Being pragmatic however, one can see that because the banks are tied in so intrinsically to the global economic system, this would mean misery for many millions around the world and entire economies grinding to a halt in a very short time. Without having prepared viable alternatives to the capitalist system on the ground, we would be grossly irresponsible to wish this catastrophe on our neighbors (though herein lies a pointer to what it will take to overthrow the global octopus of capital). Also, there's little doubt that many of the foreclosures are due to predatory lending practices, targeting likely low-income defaulters by using unethical methods, and that these victims deserve relief.

Thus it seems there is no practical alternative to another multi-billion dollar bailout for the MBAs, who have shown little remorse in sentencing others to a lifetime of poverty so the “market” can prevail- but no shame in holding their hats out to the taxpayer when their own rash bets go sour.

Well alright, fine. But this time, unlike the S&L and other bailouts, it's going to cost something.

There is little prevailing appetite for another freebie, certainly not for the self-absorbed brats who wield chunks of the economy like others brandish bunker-busting nukular weapons. So even here in such a fortified stronghold of capital, we can achieve some major gains in the bargain. Seems to me this unprecedented handout should not come to pass without a minimum of four clearly defined conditions being enforced by the people who will be paying for all this largesse-- us:

  1. Pay back the ill gotten gains. Yes, this is America and private money is sacrosanct, but what about fat profits made from complicity in the swindling of an entire generation? Large, painful fines- not just on the banks, but on the individual profiteers who amassed obscene fortunes as they watched the ship go down with everyone else on it- and large-scale funding of affordable housing initiatives.

  2. Jail time. If an unemployed single mother can get years in jail for shoplifting, then highly-educated, elite professionals deserve significantly higher penalties for recklessly endangering the security of millions.

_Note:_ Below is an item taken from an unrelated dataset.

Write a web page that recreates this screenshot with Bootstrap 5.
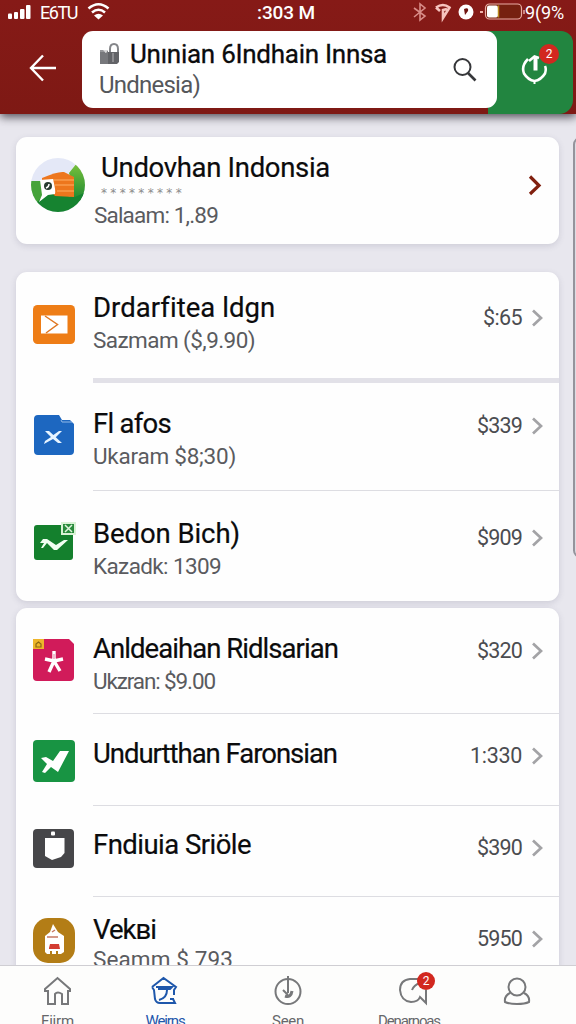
<!DOCTYPE html>
<html lang="id">
<head>
<meta charset="utf-8">
<meta name="viewport" content="width=device-width, initial-scale=1">
<title>Undovhan Indonsia</title>
<link href="https://cdn.jsdelivr.net/npm/bootstrap@5.3.0/dist/css/bootstrap.min.css" rel="stylesheet">
<style>
body{font-family:Roboto,"Liberation Sans",sans-serif;background:#e8e7ee;height:1024px;overflow:hidden;color:#0b0b0c}
svg{display:block;flex:none}
.topbar{height:114px;background:linear-gradient(#861a17,#7e1914);box-shadow:0 3px 9px rgba(30,25,35,.75);z-index:2}
.statusbar{height:31px;color:#fff;font-size:18px;line-height:25px}
.status-l{width:257px;padding-left:8px}
.status-r{padding-left:98px}
.clock{font-weight:500;font-size:19px}
.back{width:82px;height:74px;padding-left:29px}
.search{width:415px;height:77px;border-radius:11px;padding:7px 0 0 17px;z-index:1}
.search-title{font-size:26px;line-height:32px;color:#0b0b0c;margin-left:9px;-webkit-text-stroke:.3px}
.search-sub{font-size:24px;line-height:30px;color:#55575b}
.lens{left:370px;top:26px}
.refresh{width:85px;height:83px;margin-left:-9px;background:#228540;border-radius:0 12px 14px 0;padding:21px 0 0 33px}
.count{width:20px;height:20px;background:#d2281f;font-size:12px;line-height:20px;border-radius:50%;color:#fff;text-align:center}
.refresh .count{right:14px;top:13px}
.panel{width:543px;margin-left:16px;background:#fefefe;border-radius:11px;box-shadow:0 2px 6px rgba(70,70,100,.16)}
.hero{height:107px;margin-top:23px;padding:15px 16px 0 15px}
.hero-text{margin-left:8px}
.stars{font-size:12px;line-height:18px;height:18px;color:#8b8b8b;font-family:"DejaVu Sans",sans-serif}
.t-main{font-size:27.5px;line-height:32px;white-space:nowrap;-webkit-text-stroke:.2px #0b0b0c}
.t-sub{font-size:22.5px;line-height:32px;white-space:nowrap;color:#5a5b5f}
.hero .t-sub{line-height:26px}
.hero-main,.hero .stars{margin-left:7px}
.hero-chev{margin-top:22px}
.entry{padding:0 15px 0 17px}
.entry-icon{width:42px;margin-right:18px}
.price{font-size:21.5px;line-height:26px;color:#4b4c50;margin-right:9px}
.rule{height:1px;background:#dddde2;margin-left:77px}
.rule-thick{height:5px;background:#e2e1e8}
.ra{height:106px}.ra .entry-text{padding-top:20px}.ra .entry-icon{padding-top:33px}.ra .entry-end{padding-top:33px}
.rb{height:107px}.rb .entry-text{padding-top:25px}.rb .entry-icon{padding-top:32px}.rb .entry-end{padding-top:30px}
.rc{height:110px}.rc .entry-text{padding-top:27px}.rc .entry-icon{padding-top:31px}.rc .entry-end{padding-top:34px}
.rd{height:105px}.rd .entry-text{padding-top:25px}.rd .entry-icon{padding-top:31px}.rd .entry-end{padding-top:30px}
.re{height:91px}.re .entry-text{padding-top:24px}.re .entry-icon{padding-top:26px}.re .entry-end{padding-top:29px}
.rf{height:90px}.rf .entry-text{padding-top:23px}.rf .entry-icon{padding-top:23px}.rf .entry-end{padding-top:29px}
.rg{height:100px}.rg .entry-text{padding-top:17px}.rg .entry-icon{padding-top:21px}.rg .entry-end{padding-top:29px}
.rg .t-sub{line-height:26px}
.scroller{right:-12px;top:23px;width:15px;height:421px;border:2px solid #94949c;border-radius:8px;background:#dddce3}
.tabs{height:59px;background:#fdfdfc;border-top:1px solid #cfced3;z-index:2}
.tab-item{width:115px;padding-top:10px;font-size:15px;line-height:18px;color:#66676a;white-space:nowrap}
.tab-item svg{margin-bottom:6px}
.tab-item.on{width:100px;color:#1e57ab}
.tab-item.on svg{margin-right:2px}
.tab-item.mid{width:146px}
.tab-item.msgs{width:96px}
.tab-item.msgs svg{margin-left:9px}
.tab-item.me{width:119px}
.tabs .count{width:18px;height:18px;line-height:18px;left:56px;top:6px}
</style>
</head>
<body class="d-flex flex-column">
<header class="topbar position-relative flex-shrink-0">
  <div class="statusbar d-flex">
    <div class="status-l d-flex">
      <svg width="24" height="25" viewBox="0 0 24 25" fill="#fff"><rect y="13.500" width="4" height="5.500" rx="1"/><rect x="6" y="12" width="4" height="7" rx="1"/><rect x="12" y="9" width="4.500" height="10" rx="1"/><rect x="18" y="5" width="4.500" height="14" rx="1"/></svg>
      <span class="ms-2" data-w="37">E6TU</span>
      <svg class="ms-2" width="28" height="25" viewBox="0 0 28 25" fill="none" stroke="#fff" stroke-width="2.600"><path d="M3.500 8.500Q13.500 0 23.500 8.500M7 12.500Q13.500 7 20 12.500"/><path fill="#fff" stroke="none" d="M9 15.500Q13.500 12 18 15.500L13.500 19.500Z"/></svg>
    </div>
    <span class="clock" data-w="58">:303 M</span>
    <div class="status-r d-flex">
      <svg width="16" height="25" viewBox="0 0 16 25" fill="none" stroke="#d98c88" stroke-width="1.600"><path d="M1 8L12 16L7 20V4L12 8L1 17"/></svg>
      <svg width="24" height="25" viewBox="0 0 24 25" fill="none" stroke="#f6c3be" stroke-width="2.600"><path d="M7 7.500Q14 2.500 20.500 7.500L14 18V10L18 9M7 7.500L11 11"/></svg>
      <svg width="23" height="25" viewBox="0 0 23 25"><circle cx="13" cy="12" r="7.500" fill="#fff"/><path d="M11 9Q16 7 15 11L12 15Z" fill="#6f1511"/></svg>
      <svg width="49" height="25" viewBox="0 0 49 25"><path d="M4 12H7" stroke="#f0b4ac" stroke-width="2"/><rect x="9.500" y="4" width="36" height="15" rx="4" fill="#762010" stroke="#e9aaa3" stroke-width="1.200"/><rect x="11" y="5.500" width="11" height="12" rx="2" fill="#fff"/><path d="M22.500 5.500V17.500" stroke="#b88a1c" stroke-width="1.500"/><path d="M48 10V14" stroke="#e9aaa3" stroke-width="1.500"/></svg>
      <span data-w="39">9(9%</span>
    </div>
  </div>
  <div class="d-flex align-items-start">
    <div class="back d-flex align-items-center"><svg width="28" height="28" viewBox="0 0 28 28" fill="none" stroke="#fff" stroke-width="2.400"><path d="M27 14H2M14 1.500L2 14L14 26.500"/></svg></div>
    <div class="search bg-white position-relative">
      <div class="d-flex">
        <svg class="mt-1" width="22" height="26" viewBox="0 0 22 26"><path d="M11 10V7Q11 2 15 2T19 7V12" fill="none" stroke="#85868a" stroke-width="2"/><path d="M1 8H4L7 11L9 8V22H1Z" fill="#77787c"/><path d="M9 10H20V20L18 22H9Z" fill="#626367"/><path d="M14 11V20M1 9H8" stroke="#b5b5b8"/></svg>
        <span class="search-title" data-w="257">Unınian 6Indhain Innsa</span>
      </div>
      <span class="search-sub d-inline-block" data-w="101">Undnesia)</span>
      <svg class="lens position-absolute" width="26" height="26" viewBox="0 0 26 26" fill="none" stroke="#36373a" stroke-width="2"><circle cx="10.500" cy="10" r="8"/><path d="M16 16L23.500 23.500" stroke-width="2.600"/></svg>
    </div>
    <div class="refresh position-relative">
      <svg width="28" height="34" viewBox="0 0 28 34" fill="none" stroke="#fff" stroke-width="2.600"><path d="M7 7Q0 14 3 21.500Q7 28 13.500 29Q20 28 24 21.500Q25.500 17 24 14"/><path d="M14.500 5V18.500" stroke-width="4"/><path d="M8 9L13.500 4.500L18 6" /><path d="M13.500 28V32" stroke-width="2"/></svg>
      <span class="count position-absolute">2</span>
    </div>
  </div>
</header>

<main class="flex-grow-1 overflow-hidden position-relative">
  <div class="scroller position-absolute"></div>
  <section class="panel hero d-flex">
    <svg class="mt-1" width="55" height="58" viewBox="0 -1 55 58"><defs><clipPath id="disc"><circle cx="27" cy="28" r="27"/></clipPath><linearGradient id="leaf" x2="0" y2="1"><stop stop-color="#85c83c"/><stop offset="1" stop-color="#168532"/></linearGradient></defs><g clip-path="url(#disc)"><path d="M0 0H55V57H0Z" fill="#e4e8f7"/><path d="M38 16L46 6L55 2V42L38 46Q43 28 38 16Z" fill="url(#leaf)"/><path d="M0 24H12L13 42L0 52Z" fill="#45a33a"/><path d="M6 45L16 36L44 40L55 35V57H8Z" fill="#168330"/><path d="M11 21Q27 14 33 15L43 20V40L24 39L11 24Z" fill="#ed761d"/><path d="M22 23H43M24 28H43M26 34H43" stroke="#ffad64" stroke-width="1.100"/><path d="M9 23L22 22Q25 34 24 37L17 38L8 45L11 38Z" fill="#fff"/><circle cx="17" cy="29" r="4" fill="#283b31"/><path d="M15 31Q18 30 18 27" stroke="#fff" stroke-width="1.500" fill="none"/></g></svg>
    <div class="hero-text flex-grow-1">
      <div class="t-main hero-main"><span data-w="229">Undovhan Indonsia</span></div>
      <div class="stars"><span data-w="84">*********</span></div>
      <div class="t-sub"><span data-w="124">Salaam: 1,.89</span></div>
    </div>
    <svg class="hero-chev" width="16" height="22" viewBox="0 0 16 22" fill="none" stroke="#81200f" stroke-width="3.200"><path d="M3 2.500L12 11.500L3 20"/></svg>
  </section>

  <section class="panel" style="margin-top:28px">
    <div class="entry ra d-flex">
      <div class="entry-icon"><svg width="42" height="39" viewBox="0 0 42 39"><rect width="42" height="39" rx="4.500" fill="#ee7d16"/><path d="M8 10.500H34.500V28.500H8Z" fill="#fff"/><path d="M12 11L24.500 19.500L13 28" fill="none" stroke="#df7722" stroke-width="1.500"/></svg></div>
      <div class="entry-text flex-grow-1"><div class="t-main"><span data-w="181">Drdarfitea ldgn</span></div><div class="t-sub"><span data-w="162">Sazmam ($,9.90)</span></div></div>
      <div class="entry-end d-flex"><span class="price" data-w="39">$:65</span><svg width="13" height="26" viewBox="0 0 13 26"><path d="M2 5.500L10 13L2 20.500" fill="none" stroke="#a3a3a6" stroke-width="2.700"/></svg></div>
    </div>
    <div class="rule rule-thick"></div>
    <div class="entry rb d-flex">
      <div class="entry-icon"><svg width="42" height="40" viewBox="0 0 42 40"><path d="M5 0H26L29 5H37L41 9V36Q41 40 37 40H5Q1 40 1 36V4Q1 0 5 0Z" fill="#1d67c0"/><path d="M28 5L29 7H39" fill="none" stroke="#91b9e7"/><path d="M12 16H16L29 28H25L20 24L11 29L12 26L18 22ZM19 21L26 16H29L21 24Z" fill="#e7f4ff"/></svg></div>
      <div class="entry-text flex-grow-1"><div class="t-main"><span data-w="78">Fl afos</span></div><div class="t-sub"><span data-w="143">Ukaram $8;30)</span></div></div>
      <div class="entry-end d-flex"><span class="price" data-w="45">$339</span><svg width="13" height="26" viewBox="0 0 13 26"><path d="M2 5.500L10 13L2 20.500" fill="none" stroke="#a3a3a6" stroke-width="2.700"/></svg></div>
    </div>
    <div class="rule"></div>
    <div class="entry rc d-flex">
      <div class="entry-icon"><svg width="44" height="39" viewBox="0 0 44 39"><rect x="1" y="3" width="39" height="35" rx="3" fill="#14802d"/><path d="M28 0H43V13H28Z" fill="#d9f2d5"/><path d="M30 2H41V11H30Z" fill="#298b3c"/><path d="M32 3L39 10M39 3L32 10" stroke="#dff4dc" stroke-width="1.500"/><path d="M7 21L10 17H14L23 23L31 18L35 18L24 28H21L14 21L10 26H8L11 21Z" fill="#f0fff1"/></svg></div>
      <div class="entry-text flex-grow-1"><div class="t-main"><span data-w="147">Bedon Bich)</span></div><div class="t-sub"><span data-w="128">Kazadk: 1309</span></div></div>
      <div class="entry-end d-flex"><span class="price" data-w="45">$909</span><svg width="13" height="26" viewBox="0 0 13 26"><path d="M2 5.500L10 13L2 20.500" fill="none" stroke="#a3a3a6" stroke-width="2.700"/></svg></div>
    </div>
  </section>

  <section class="panel" style="margin-top:7px">
    <div class="entry rd d-flex">
      <div class="entry-icon"><svg width="42" height="42" viewBox="0 0 42 42"><path d="M5 0H36L41 5V38Q41 42 37 42H4Q0 42 0 38V5Z" fill="#d11b5a"/><path d="M0 0H11V10H0Z" fill="#eeb52b"/><path d="M3 8V5L5.500 3L8 5V8Z" fill="none" stroke="#8b6812" stroke-width="1.200"/><path d="M21 12V22M21 22L12 20M21 22L30 20M21 22L16 33M21 22L27 32" stroke="#fff" stroke-width="3.400"/><path d="M21 15V20" stroke="#df7c9d"/></svg></div>
      <div class="entry-text flex-grow-1"><div class="t-main"><span data-w="245">Anldeaihan Ridlsarian</span></div><div class="t-sub"><span data-w="122">Ukzran: $9.00</span></div></div>
      <div class="entry-end d-flex"><span class="price" data-w="45">$320</span><svg width="13" height="26" viewBox="0 0 13 26"><path d="M2 5.500L10 13L2 20.500" fill="none" stroke="#a3a3a6" stroke-width="2.700"/></svg></div>
    </div>
    <div class="rule"></div>
    <div class="entry re d-flex">
      <div class="entry-icon"><svg width="42" height="42" viewBox="0 0 42 42"><rect width="42" height="42" rx="4" fill="#189443"/><path d="M8 18L13 17L20 21L27 11L36 11L25 32L18 27L12 33L9 32L14 24Z" fill="#fff"/></svg></div>
      <div class="entry-text flex-grow-1"><div class="t-main"><span data-w="244">Undurtthan Faronsian</span></div></div>
      <div class="entry-end d-flex"><span class="price" data-w="52">1:330</span><svg width="13" height="26" viewBox="0 0 13 26"><path d="M2 5.500L10 13L2 20.500" fill="none" stroke="#a3a3a6" stroke-width="2.700"/></svg></div>
    </div>
    <div class="rule"></div>
    <div class="entry rf d-flex">
      <div class="entry-icon"><svg width="42" height="39" viewBox="0 0 42 39"><rect width="41" height="39" rx="4" fill="#464649"/><path d="M12 9H31.500V24L28 28L19 31L12 27Z" fill="#fff"/><rect x="18" y="2.500" width="4" height="4" rx="1" fill="#fff"/></svg></div>
      <div class="entry-text flex-grow-1"><div class="t-main"><span data-w="158">Fndiuia Sriöle</span></div></div>
      <div class="entry-end d-flex"><span class="price" data-w="45">$390</span><svg width="13" height="26" viewBox="0 0 13 26"><path d="M2 5.500L10 13L2 20.500" fill="none" stroke="#a3a3a6" stroke-width="2.700"/></svg></div>
    </div>
    <div class="rule"></div>
    <div class="entry rg d-flex">
      <div class="entry-icon"><svg width="42" height="45" viewBox="0 0 42 45"><rect width="42" height="45" rx="15" fill="#b37d16"/><path d="M20 6L25 14L31 18V34L28 36H14L12 34V18L17 14Z" fill="#fff"/><path d="M14 19H25M19 14L22 12" stroke="#c67863" stroke-width="1.500"/><path d="M16 30L17 26H26L27 31H16Z" fill="#d33c32"/><path d="M18 36V33M24 36V33" stroke="#b37d16" stroke-width="2"/></svg></div>
      <div class="entry-text flex-grow-1"><div class="t-main"><span data-w="63">Vekвi</span></div><div class="t-sub"><span data-w="140">Seamm $ 793</span></div></div>
      <div class="entry-end d-flex"><span class="price" data-w="45">5950</span><svg width="13" height="26" viewBox="0 0 13 26"><path d="M2 5.500L10 13L2 20.500" fill="none" stroke="#a3a3a6" stroke-width="2.700"/></svg></div>
    </div>
  </section>
</main>

<nav class="tabs d-flex flex-shrink-0 position-relative overflow-hidden">
  <div class="tab-item d-flex flex-column align-items-center"><svg width="30" height="30" viewBox="0 0 30 30" fill="none" stroke="#77787a" stroke-width="2"><path d="M2 13L14.500 2L27 13V15H25V28H19V18Q14.500 15 12 18V28H5V15H2Z"/></svg><span data-w="33">Fiirm</span></div>
  <div class="tab-item on d-flex flex-column align-items-center"><svg width="30" height="30" viewBox="0 0 30 30" fill="none" stroke="#1e57ab" stroke-width="2"><path d="M3 11L14.500 2L27 11L25 14V19M3 11L5 14L6 23Q7 27 11 27H26L24 23M7 11H23L21 13H9M18 14Q18 22 10 24M21 23H25"/></svg><span data-w="39">Weirns</span></div>
  <div class="tab-item mid d-flex flex-column align-items-center"><svg width="30" height="30" viewBox="0 0 30 30" fill="none" stroke="#77787a" stroke-width="2"><circle cx="15" cy="15.500" r="12.500"/><path d="M15 0V17M10 14L15 19"/><path d="M12 20Q18 22 19 15" stroke-width="3"/></svg><span data-w="32">Seen</span></div>
  <div class="tab-item msgs d-flex flex-column align-items-center position-relative"><svg width="32" height="30" viewBox="0 0 32 30" fill="none" stroke="#77787a" stroke-width="2"><path d="M20 3H12Q2 4 2 14Q3 25 13 26Q20 26 22 21L28 27V14M14 14Q16 9 22 7"/></svg><span data-w="62">Denarnoas</span><span class="count position-absolute">2</span></div>
  <div class="tab-item me d-flex flex-column align-items-center"><svg width="30" height="30" viewBox="0 0 30 30" fill="none" stroke="#77787a" stroke-width="2"><circle cx="15" cy="11" r="8.500"/><path d="M8 17Q2 20 3 26Q7 28 15 28T27 26Q28 20 22 17"/></svg></div>
</nav>
<script src="https://cdn.jsdelivr.net/npm/bootstrap@5.3.0/dist/js/bootstrap.bundle.min.js"></script>
<script>
/* Tracks each label out or in to its nominal width. */
document.querySelectorAll('[data-w]').forEach(function (el) {
  var gap = (el.dataset.w - el.getBoundingClientRect().width) / el.textContent.length;
  el.style.letterSpacing = gap + 'px';
});
</script>
</body>
</html>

  3. Fundamental changes in the way the markets are allowed to operate, and a complete overhaul of the regulatory bodies (Fed, SEC, etc.) to prevent future incestuousness between public and private actors.

  4. Stop evangelizing free market capitalism at gunpoint around the world. This is not a problem of a few bad apples- it's evident this is a systemic flaw. Either regulation works or it doesn't- can't have it both ways.

Other conditions may well emerge as the scale of this crisis and accompanying bailout becomes clearer. Without seeing at least some wins for the home team, we will have rewarded unmitigated plunder, and encouraged its proliferation. The political climate is shifting to where radically different economic ideas will have traction, and we can achieve significant goals in the midst of this capitalist catastrophe, but only by thinking fast and refusing to compromise our principles for the crooks behind it.

It would be a gross miscalculation to expect the street to stand idly by (and I don't mean Wall Street), not when millions of pensions and homes and dreams are evaporating. If we fail to ensure that this horrifying greed is not met with the most serious consequences, then let us read the writing clearly friends: There Will Be Blood.